We’re at that exciting moment when we finally get a look at who the Steelers drafted. It’s difficult sometimes to remember they are a work in progress, but hopefully we can do this, and hopefully their progress is fast enough to mean they can benefit the team in the short term as well as the long term. In the meantime, the coaches have gotten a good look at how they deal with failure and adversity. Let’s hope we also get a peek at how they deal with success…

Oh, and the two players the Twins’ and Pirates’ scouts went to Tulane to look at? Shortstop Stephen Alemais was the main focus of the scouting, and he was drafted by the Pirates. I will follow his career with interest.

 

 

4 comments

  • Spot on, Rebecca. And no doubt the greatest example of this is the story of that skinny linebacker the Steelers drafted out of a mid-major a number of years ago, after the Plumber first saw him, and other Rooneys then decided to take a look. Paul Zimmerman’s 1984 Sports Illustrated article told the extraordinary story of why the Steelers were so high on Jack Lambert…

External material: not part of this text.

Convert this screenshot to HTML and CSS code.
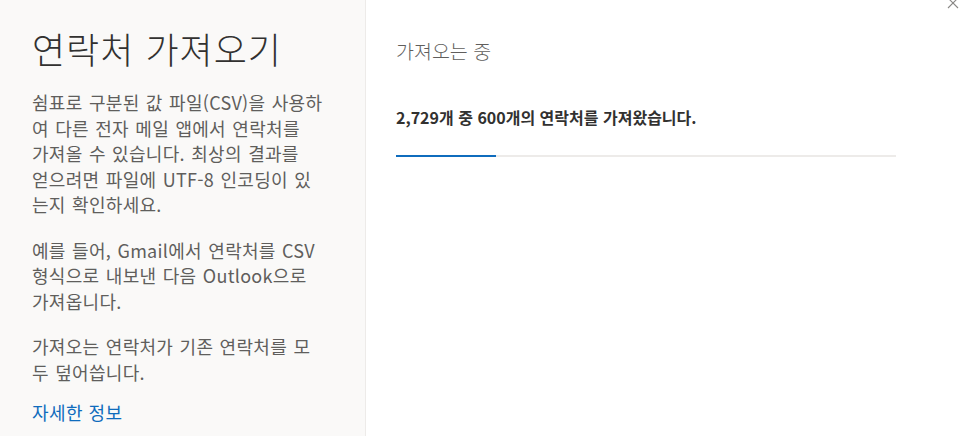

    “” Rooney (Art Jr) pulls out the Steelers’ old scouting file on Lambert. The reports run pretty much true to type: “Intense, great nose for the ball, needs to add weight…”

    “My cousin Timmy, who’s head of personnel for the Lions now, was the guy most in his corner,” Rooney says. “He told me that the day he was up at Kent they had a quarterback who was evidently a dissipater, and he did something and they were going to throw him off the team. Lambert was the team captain. He went to Fitzgerald and said, “You can’t. You’ll wreck the team.’ Fitzgerald said, ‘O.K., but he’ll have to run a punishment drill.’ Lambert said, ‘I’ll run it with him to make sure he does it.’ Lambert ended up draggin him through.

    “Timmy told me that story one night, and the next day I drove up to see him myself.The field was muddy. They were practicing in a parking lot, with cinders. Lambert dived at someone and when he got up, all these cinders were sticking to him. He went back to the huddle picking the cinders off.” “”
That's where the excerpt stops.